Le trouvera-t-on plus sympathique, moins guindé? Pas sûr. Laurent Fabius est une figure importante du gouvernement. L'opinion reconnaît sa compétence et lui qui fut longtemps impopulaire a réussi, grâce au Quai d'Orsay, à la reconquérir. Nous verrons bien si elle lui pardonne ce moment d'égarement. On se rappelle la sévérité des propos de Fabius à l'égard de la peopolisation, au temps - nous étions en 2006 - où il visait le comportement de Ségolène Royal : «Je préfère dire: «Voici mon projet», plutôt que «Mon projet, c'est Voici»». La mise en scène du Parisien-Magazine relève d'une tendance «people» qui lui reviendra peut-être au visage, comme un effet boomerang.
Le risque de ridicule parait important. Comment expliquez-vous que Laurent Fabius, qui a une longue carrière derrière lui, puisse s'y laisser prendre?
On a échappé au pire, puisque le premier projet du Parisien-Magazine était de photographier Laurent Fabius sur un bout de banquise en polystyrène, au côté d'un ours polaire empaillé!

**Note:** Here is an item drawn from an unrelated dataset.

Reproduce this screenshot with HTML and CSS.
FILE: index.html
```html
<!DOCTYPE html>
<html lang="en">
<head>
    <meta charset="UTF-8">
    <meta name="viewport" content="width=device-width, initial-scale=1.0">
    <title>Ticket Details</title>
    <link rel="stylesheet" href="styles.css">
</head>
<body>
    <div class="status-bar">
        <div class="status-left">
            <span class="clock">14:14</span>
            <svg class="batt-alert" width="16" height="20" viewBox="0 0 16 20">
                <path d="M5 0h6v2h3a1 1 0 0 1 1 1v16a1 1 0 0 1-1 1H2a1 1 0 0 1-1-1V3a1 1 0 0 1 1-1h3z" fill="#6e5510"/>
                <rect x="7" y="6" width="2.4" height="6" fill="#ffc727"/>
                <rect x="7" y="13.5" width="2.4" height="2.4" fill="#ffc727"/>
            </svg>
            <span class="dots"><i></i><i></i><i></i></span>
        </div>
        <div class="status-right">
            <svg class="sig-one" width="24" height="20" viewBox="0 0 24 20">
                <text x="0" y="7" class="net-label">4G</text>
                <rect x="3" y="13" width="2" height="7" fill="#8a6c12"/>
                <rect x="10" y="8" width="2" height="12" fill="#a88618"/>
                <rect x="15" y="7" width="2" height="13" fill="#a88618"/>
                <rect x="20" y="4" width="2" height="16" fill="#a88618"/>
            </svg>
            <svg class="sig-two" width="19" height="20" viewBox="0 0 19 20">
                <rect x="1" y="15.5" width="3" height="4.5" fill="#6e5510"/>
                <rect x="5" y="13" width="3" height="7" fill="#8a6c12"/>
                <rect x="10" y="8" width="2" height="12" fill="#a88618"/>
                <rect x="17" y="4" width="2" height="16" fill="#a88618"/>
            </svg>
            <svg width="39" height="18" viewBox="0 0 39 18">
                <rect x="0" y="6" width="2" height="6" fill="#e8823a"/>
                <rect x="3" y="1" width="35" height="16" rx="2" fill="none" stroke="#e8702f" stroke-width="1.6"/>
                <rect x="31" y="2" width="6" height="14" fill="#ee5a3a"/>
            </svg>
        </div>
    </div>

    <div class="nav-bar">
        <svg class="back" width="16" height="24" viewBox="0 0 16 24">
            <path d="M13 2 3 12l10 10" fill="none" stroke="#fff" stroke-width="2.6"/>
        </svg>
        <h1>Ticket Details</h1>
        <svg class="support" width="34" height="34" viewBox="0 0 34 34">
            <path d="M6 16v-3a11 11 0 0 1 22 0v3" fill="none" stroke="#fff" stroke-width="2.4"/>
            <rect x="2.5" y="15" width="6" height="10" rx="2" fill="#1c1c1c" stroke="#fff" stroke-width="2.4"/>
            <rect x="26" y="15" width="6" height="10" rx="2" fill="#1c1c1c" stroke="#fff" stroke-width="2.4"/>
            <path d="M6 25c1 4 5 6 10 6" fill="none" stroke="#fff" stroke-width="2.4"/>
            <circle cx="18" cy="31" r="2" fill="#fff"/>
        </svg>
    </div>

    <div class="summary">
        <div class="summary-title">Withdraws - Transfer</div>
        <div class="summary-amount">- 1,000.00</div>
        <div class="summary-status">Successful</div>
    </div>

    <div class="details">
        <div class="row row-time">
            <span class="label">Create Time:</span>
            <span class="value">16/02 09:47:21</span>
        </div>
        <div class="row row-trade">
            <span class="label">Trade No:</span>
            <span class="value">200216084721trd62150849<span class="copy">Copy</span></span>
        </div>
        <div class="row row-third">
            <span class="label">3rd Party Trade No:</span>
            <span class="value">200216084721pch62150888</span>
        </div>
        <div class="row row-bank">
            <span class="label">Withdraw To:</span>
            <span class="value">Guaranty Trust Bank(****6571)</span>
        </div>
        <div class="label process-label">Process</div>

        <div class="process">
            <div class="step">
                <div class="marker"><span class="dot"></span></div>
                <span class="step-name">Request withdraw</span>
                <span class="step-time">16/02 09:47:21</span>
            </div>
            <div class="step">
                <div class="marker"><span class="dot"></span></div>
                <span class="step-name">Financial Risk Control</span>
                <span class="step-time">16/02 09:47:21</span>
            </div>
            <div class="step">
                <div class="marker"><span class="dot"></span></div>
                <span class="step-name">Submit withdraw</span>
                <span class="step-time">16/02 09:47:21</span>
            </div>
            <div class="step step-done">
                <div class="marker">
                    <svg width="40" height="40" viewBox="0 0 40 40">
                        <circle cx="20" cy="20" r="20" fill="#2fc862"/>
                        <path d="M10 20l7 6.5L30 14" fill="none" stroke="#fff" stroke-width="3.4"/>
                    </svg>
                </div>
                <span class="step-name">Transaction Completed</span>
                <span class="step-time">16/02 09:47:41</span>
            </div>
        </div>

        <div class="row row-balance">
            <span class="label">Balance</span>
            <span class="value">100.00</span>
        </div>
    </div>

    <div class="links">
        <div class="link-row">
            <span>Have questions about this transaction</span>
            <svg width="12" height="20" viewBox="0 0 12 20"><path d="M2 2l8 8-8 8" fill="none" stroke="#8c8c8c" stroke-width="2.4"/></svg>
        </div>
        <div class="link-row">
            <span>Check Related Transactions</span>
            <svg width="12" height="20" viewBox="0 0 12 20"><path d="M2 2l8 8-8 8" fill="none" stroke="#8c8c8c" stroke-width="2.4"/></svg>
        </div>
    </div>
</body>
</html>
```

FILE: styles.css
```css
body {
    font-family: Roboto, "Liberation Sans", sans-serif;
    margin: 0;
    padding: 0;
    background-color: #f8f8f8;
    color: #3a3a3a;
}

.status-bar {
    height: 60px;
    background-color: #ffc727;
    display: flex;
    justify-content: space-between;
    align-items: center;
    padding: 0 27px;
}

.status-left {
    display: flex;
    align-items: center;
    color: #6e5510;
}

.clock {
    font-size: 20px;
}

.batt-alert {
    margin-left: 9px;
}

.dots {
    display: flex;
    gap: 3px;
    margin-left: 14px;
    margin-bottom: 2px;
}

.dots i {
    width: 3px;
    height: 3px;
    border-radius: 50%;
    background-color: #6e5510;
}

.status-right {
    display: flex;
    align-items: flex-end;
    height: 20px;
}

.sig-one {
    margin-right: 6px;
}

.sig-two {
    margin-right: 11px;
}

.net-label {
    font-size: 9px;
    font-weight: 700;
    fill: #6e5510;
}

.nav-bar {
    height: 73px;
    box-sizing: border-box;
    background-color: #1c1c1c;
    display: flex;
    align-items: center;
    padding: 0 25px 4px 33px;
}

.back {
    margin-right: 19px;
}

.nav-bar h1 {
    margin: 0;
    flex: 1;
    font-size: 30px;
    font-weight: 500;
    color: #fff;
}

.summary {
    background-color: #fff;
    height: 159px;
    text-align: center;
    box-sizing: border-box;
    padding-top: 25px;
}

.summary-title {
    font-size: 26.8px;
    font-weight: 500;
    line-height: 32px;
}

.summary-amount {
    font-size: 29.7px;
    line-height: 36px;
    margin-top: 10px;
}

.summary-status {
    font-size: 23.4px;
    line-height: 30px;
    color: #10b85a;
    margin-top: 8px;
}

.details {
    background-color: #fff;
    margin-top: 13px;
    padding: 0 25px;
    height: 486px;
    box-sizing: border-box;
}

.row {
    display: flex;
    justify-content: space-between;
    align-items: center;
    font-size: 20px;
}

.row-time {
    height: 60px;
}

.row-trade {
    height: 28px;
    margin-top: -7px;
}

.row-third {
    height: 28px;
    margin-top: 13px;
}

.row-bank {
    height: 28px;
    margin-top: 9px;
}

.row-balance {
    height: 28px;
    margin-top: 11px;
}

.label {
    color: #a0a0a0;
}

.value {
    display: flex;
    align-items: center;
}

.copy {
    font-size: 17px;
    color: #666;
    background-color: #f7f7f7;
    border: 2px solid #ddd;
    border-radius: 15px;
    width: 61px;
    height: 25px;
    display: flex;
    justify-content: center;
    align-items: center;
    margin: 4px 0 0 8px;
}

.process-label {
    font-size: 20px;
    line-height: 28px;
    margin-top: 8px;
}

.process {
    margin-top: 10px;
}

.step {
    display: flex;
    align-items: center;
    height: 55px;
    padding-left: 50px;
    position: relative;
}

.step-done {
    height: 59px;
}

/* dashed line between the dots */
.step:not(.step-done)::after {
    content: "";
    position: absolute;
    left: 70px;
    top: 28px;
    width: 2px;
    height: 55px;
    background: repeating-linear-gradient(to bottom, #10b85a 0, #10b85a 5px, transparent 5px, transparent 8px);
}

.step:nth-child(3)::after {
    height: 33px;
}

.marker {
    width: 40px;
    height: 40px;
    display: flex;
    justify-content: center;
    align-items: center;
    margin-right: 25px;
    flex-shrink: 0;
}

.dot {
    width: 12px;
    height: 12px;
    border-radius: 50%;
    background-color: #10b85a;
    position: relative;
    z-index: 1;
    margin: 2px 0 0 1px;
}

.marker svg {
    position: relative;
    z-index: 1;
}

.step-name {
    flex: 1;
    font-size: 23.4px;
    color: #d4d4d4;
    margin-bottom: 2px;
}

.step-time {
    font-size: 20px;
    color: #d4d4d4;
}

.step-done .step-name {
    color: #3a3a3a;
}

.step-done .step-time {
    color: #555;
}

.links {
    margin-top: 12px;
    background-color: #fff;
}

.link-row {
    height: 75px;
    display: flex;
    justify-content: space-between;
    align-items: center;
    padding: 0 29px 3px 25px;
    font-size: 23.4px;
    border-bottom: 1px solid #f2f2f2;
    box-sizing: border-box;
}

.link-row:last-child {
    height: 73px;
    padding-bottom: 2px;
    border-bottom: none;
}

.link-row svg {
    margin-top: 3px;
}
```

La photo a été négociée avec son cabinet pendant plusieurs semaines. Il faut croire que les communicants ont encore beaucoup à apprendre des médias et que leur capacité à anticiper les effets médiatiques sont toujours perfectibles!

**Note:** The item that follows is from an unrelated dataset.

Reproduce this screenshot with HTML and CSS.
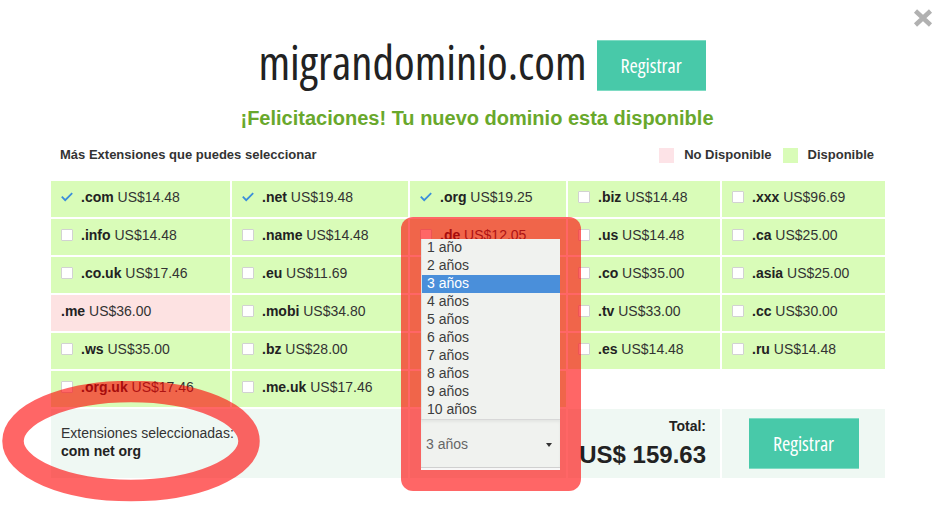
FILE: index.html
```html
<!DOCTYPE html>
<html lang="es">
<head>
    <meta charset="UTF-8">
    <title>Dominio disponible</title>
    <link rel="stylesheet" href="styles.css">
</head>
<body>
    <a class="close" href="#">
        <svg width="20" height="18" viewBox="0 0 20 18"><path d="M2.5 2 L17.5 16 M17.5 2 L2.5 16" stroke="#b1b1b1" stroke-width="4.5" fill="none"/></svg>
    </a>

    <div class="modal">
        <div class="head">
            <h1 class="domain">migrandominio.com</h1>
            <button class="btn">Registrar</button>
        </div>
        <p class="congrats">¡Felicitaciones! Tu nuevo dominio esta disponible</p>

        <div class="legend-row">
            <span>Más Extensiones que puedes seleccionar</span>
            <div class="legend">
                <span class="swatch no"></span><span>No Disponible</span>
                <span class="swatch yes"></span><span>Disponible</span>
            </div>
        </div>

        <!-- extension grid, row by row -->
        <div class="ext-grid">
            <div class="cell"><span class="tick"><svg width="12" height="12" viewBox="0 0 12 12"><path d="M0.8 5.6 L4.2 9.2 L11.2 2.2" stroke="#3a8edb" stroke-width="1.8" fill="none"/></svg></span><b>.com</b>&nbsp;US$14.48</div>
            <div class="cell"><span class="tick"><svg width="12" height="12" viewBox="0 0 12 12"><path d="M0.8 5.6 L4.2 9.2 L11.2 2.2" stroke="#3a8edb" stroke-width="1.8" fill="none"/></svg></span><b>.net</b>&nbsp;US$19.48</div>
            <div class="cell"><span class="tick"><svg width="12" height="12" viewBox="0 0 12 12"><path d="M0.8 5.6 L4.2 9.2 L11.2 2.2" stroke="#3a8edb" stroke-width="1.8" fill="none"/></svg></span><b>.org</b>&nbsp;US$19.25</div>
            <div class="cell"><span class="box"></span><b>.biz</b>&nbsp;US$14.48</div>
            <div class="cell"><span class="box"></span><b>.xxx</b>&nbsp;US$96.69</div>

            <div class="cell"><span class="box"></span><b>.info</b>&nbsp;US$14.48</div>
            <div class="cell"><span class="box"></span><b>.name</b>&nbsp;US$14.48</div>
            <div class="cell"><span class="box"></span><b>.de</b>&nbsp;US$12.05</div>
            <div class="cell"><span class="box"></span><b>.us</b>&nbsp;US$14.48</div>
            <div class="cell"><span class="box"></span><b>.ca</b>&nbsp;US$25.00</div>

            <div class="cell"><span class="box"></span><b>.co.uk</b>&nbsp;US$17.46</div>
            <div class="cell"><span class="box"></span><b>.eu</b>&nbsp;US$11.69</div>
            <div class="cell"></div>
            <div class="cell"><span class="box"></span><b>.co</b>&nbsp;US$35.00</div>
            <div class="cell"><span class="box"></span><b>.asia</b>&nbsp;US$25.00</div>

            <div class="cell taken"><b>.me</b>&nbsp;US$36.00</div>
            <div class="cell"><span class="box"></span><b>.mobi</b>&nbsp;US$34.80</div>
            <div class="cell"></div>
            <div class="cell"><span class="box"></span><b>.tv</b>&nbsp;US$33.00</div>
            <div class="cell"><span class="box"></span><b>.cc</b>&nbsp;US$30.00</div>

            <div class="cell"><span class="box"></span><b>.ws</b>&nbsp;US$35.00</div>
            <div class="cell"><span class="box"></span><b>.bz</b>&nbsp;US$28.00</div>
            <div class="cell"></div>
            <div class="cell"><span class="box"></span><b>.es</b>&nbsp;US$14.48</div>
            <div class="cell"><span class="box"></span><b>.ru</b>&nbsp;US$14.48</div>

            <div class="cell"><span class="box"></span><b>.org.uk</b>&nbsp;US$17.46</div>
            <div class="cell"><span class="box"></span><b>.me.uk</b>&nbsp;US$17.46</div>
            <div class="cell"></div>

            <!-- summary row -->
            <div class="sum sum-text">
                <span>Extensiones seleccionadas:</span>
                <b>com net org</b>
            </div>
            <div class="sum">
                <div class="select">
                    <ul class="options">
                        <li>1 año</li>
                        <li>2 años</li>
                        <li class="active">3 años</li>
                        <li>4 años</li>
                        <li>5 años</li>
                        <li>6 años</li>
                        <li>7 años</li>
                        <li>8 años</li>
                        <li>9 años</li>
                        <li>10 años</li>
                    </ul>
                    <div class="select-box">
                        <span>3 años</span>
                        <span class="caret"></span>
                    </div>
                </div>
            </div>
            <div class="sum total">
                <div class="total-label">Total:</div>
                <div class="total-value">US$ 159.63</div>
            </div>
            <div class="sum sum-btn">
                <button class="btn">Registrar</button>
            </div>
        </div>
    </div>

    <!-- review marks drawn over the page -->
    <div class="mark-box"></div>
    <svg class="mark-ring" width="270" height="130" viewBox="0 0 270 130">
        <ellipse cx="131" cy="60" rx="118" ry="49.5" fill="none" stroke="rgba(255,0,0,0.6)" stroke-width="21.5"/>
    </svg>
</body>
</html>
```

FILE: styles.css
```css
body {
    margin: 0;
    font-family: "Liberation Sans", Arial, sans-serif;
    color: #333;
    background: #fff;
}
.close {
    position: absolute;
    top: 9px;
    right: 3px;
    width: 20px;
    height: 18px;
}
.close svg {
    display: block;
}
.modal {
    width: 834px;
    margin: 0 auto;
    padding-top: 40px;
}
.head {
    display: flex;
    justify-content: center;
    align-items: flex-start;
    gap: 10px;
    padding-left: 28px;
}
.domain {
    margin: -3px 0 0;
    font-family: "Open Sans", sans-serif;
    font-stretch: 75%;
    font-weight: normal;
    font-size: 47px;
    line-height: 50px;
    color: #222;
}
.btn {
    width: 109px;
    height: 51px;
    border: none;
    background: #48c9a9;
    box-shadow: inset 0 1px #7edbc3, inset 0 -1px #7edbc3;
    color: #fff;
    font-family: "Open Sans", sans-serif;
    font-stretch: 75%;
    font-size: 20px;
    cursor: pointer;
}
.congrats {
    margin: 15px 0 0;
    padding-left: 18px;
    text-align: center;
    font-size: 20px;
    line-height: 24px;
    font-weight: bold;
    color: #69a82c;
}
.legend-row {
    display: flex;
    justify-content: space-between;
    align-items: center;
    margin-top: 17px;
    padding: 0 11px 0 9px;
    font-size: 13px;
    font-weight: bold;
    line-height: 16px;
}
.legend {
    display: flex;
    align-items: center;
}
.swatch {
    width: 15px;
    height: 15px;
    margin-right: 10px;
}
.swatch.no {
    background: #fde3e7;
}
.swatch.yes {
    background: #d9fcb8;
    margin-left: 11px;
}
.ext-grid {
    display: grid;
    grid-template-columns: 179px 176px 156px 152px 163px;
    grid-template-rows: repeat(6, 36px) 69px;
    gap: 2px;
    margin-top: 18px;
    font-size: 14px;
}
.cell {
    display: flex;
    align-items: center;
    padding: 0 0 4px 10px;
    background: #d9fcb8;
    white-space: nowrap;
}
.cell.taken {
    background: #fde2e2;
}
.cell b {
    color: #222;
}
.box,
.tick {
    width: 12px;
    height: 12px;
    margin-right: 8px;
    flex-shrink: 0;
}
.box {
    box-sizing: border-box;
    background: #fff;
    border: 1px solid #d2d2d2;
    border-radius: 1px;
}
.tick svg {
    display: block;
}
.sum {
    background: #eff8f3;
}
.sum-text {
    grid-column: 1 / span 2;
    display: flex;
    flex-direction: column;
    justify-content: center;
    padding: 0 0 4px 10px;
    line-height: 18px;
}
.sum-text b {
    color: #222;
}
.select {
    position: relative;
    z-index: 2;
    width: 139px;
    height: 51px;
    margin: 10px 0 0 11px;
    background: #f7f7f7;
}
.options {
    position: absolute;
    left: 0;
    bottom: 100%;
    width: 100%;
    box-sizing: border-box;
    margin: 0;
    padding: 0;
    list-style: none;
    background: #f0f2ef;
    border-left: 1px solid #e2e2e2;
    color: #3d3d3d;
}
.options li {
    height: 18px;
    line-height: 17px;
    padding-left: 5px;
}
.options li.active {
    background: #4a8fda;
    color: #fff;
}
.select-box {
    display: flex;
    justify-content: space-between;
    align-items: center;
    height: 47px;
    padding: 0 8px 0 5px;
    background: #f0f2ef;
    border-top: 1px solid #d8d8d8;
    border-bottom: 1px solid #d0d0d0;
    box-shadow: inset 0 2px 3px rgba(0, 0, 0, 0.05);
    color: #666;
}
.caret {
    width: 0;
    height: 0;
    border-left: 3px solid transparent;
    border-right: 3px solid transparent;
    border-top: 4px solid #333;
    margin-top: 2px;
}
.total {
    text-align: right;
    padding: 7px 14px 0 0;
    font-weight: bold;
    color: #222;
}
.total-label {
    line-height: 20px;
}
.total-value {
    margin-top: 4px;
    font-size: 24px;
    line-height: 30px;
}
.sum-btn {
    display: flex;
    justify-content: center;
    align-items: center;
}
.sum-btn .btn {
    width: 110px;
}
.mark-box {
    position: absolute;
    z-index: 1;
    left: 401px;
    top: 217px;
    width: 180px;
    height: 274px;
    border-radius: 12px;
    background: rgba(255, 0, 0, 0.6);
}
.mark-ring {
    position: absolute;
    z-index: 1;
    left: 0;
    top: 381px;
}
```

Fabius a toujours été soucieux de contrôler son image. Quand il était jeune Premier ministre, il y a 30 ans, il était considéré comme l'un des hommes politiques les plus doués en communication, à la télévision. Pour se rapprocher et se faire comprendre des Français, lui l'agrégé de Lettres et l'énarque avait volontairement appauvri son vocabulaire et adopté le langage ordinaire. A cette époque, il était aussi friand de coups de com' qui faisaient de belles images dans les médias: arrivée de son épouse Françoise en 2 CV Charleston dans la cour de l'Elysée ou fausse photo «volée» d'un Fabius en charentaises sortant de chez lui, place du Panthéon, pour acheter des croissants. Ces images excessives lui avaient été reprochées. Le rejet de l'opinion après l'affaire du sang contaminé l'avait persuadé d'y renoncer.
Fabius est-il grisé par sa popularité? Le naturel revient-il au galop, alors qu'il n'a plus d'ambition présidentielle? S'agit-il d'un plan-com? En tout cas, ce dernier coup suit immédiatement un autre: la réception très médiatisée, il y a quelques jours, des présentateurs météo de toutes les télévisions et radios.
Ce type de communication est-il totalement nouveau ou cela a-t-il toujours existé? Peut-on parler de dérive de la communication politique?
L'humour ou l'autodérision comme modes de communication n'appartiennent guère à la tradition française. Dans le monde anglo-saxon, il en va différemment. En mai dernier, on a vu le prince Charles présenter la météo à la BBC. Deux mois plus tôt, Obama s'était invité au show humoristique de Zach Galifianakis, Between Two Ferns, succédant à de nombreuses vedettes d'Hollywood. On sait que, chaque année, le dîner des correspondants de la Maison-Blanche est l'occasion pour le Président de faire rire son public. Tony Blair, à son époque, s'invitait aussi dans les talk-shows humoristiques. Mais toutes ces prestations sont très scénarisées et les formules répétées. L'image est parfaitement maîtrisée. Dans le cas de Fabius (et avant lui Montebourg ou Royal), le sentiment est qu'ils ne contrôle rien. Si l'on invente de nouveaux modes de communication - et pourquoi pas l'humour et l'autodérision -, encore faut-il mesurer le degré de réceptivité de l'opinion et les effets médiatiques de l'opération.
A travers ce type d'opération, les politiques achèvent-ils de saper leur autorité et leur crédit?
Depuis près de 30 ans, les hommes politiques cherchent à donner un autre visage d'eux-mêmes. Naguère, Chirac, Jospin ou Léotard apparaissaient dans les émissions de Patrick Sébastien, Fabius allait chez Patrick Sabatier, Mermaz participait à Tournez manège. Aujourd'hui, les politiques contribuent au divertissement des talk-shows et Fabius pose en Monsieur Météo. Mais plus ils cherchent à se rapprocher du peuple, plus le peuple s'en éloigne. L'opinion juge d'abord les politiques sur les actes, dans l'exercice de leur fonction. Les Français ne demandent pas du show mais des résultats, a fortiori en période de crise.
«La grandeur a besoin de mystère. On admire mal ce qu'on connaît bien», disait De Gaulle. C'est aussi une posture de communication sur laquelle les hommes politiques d'aujourd'hui devraient méditer.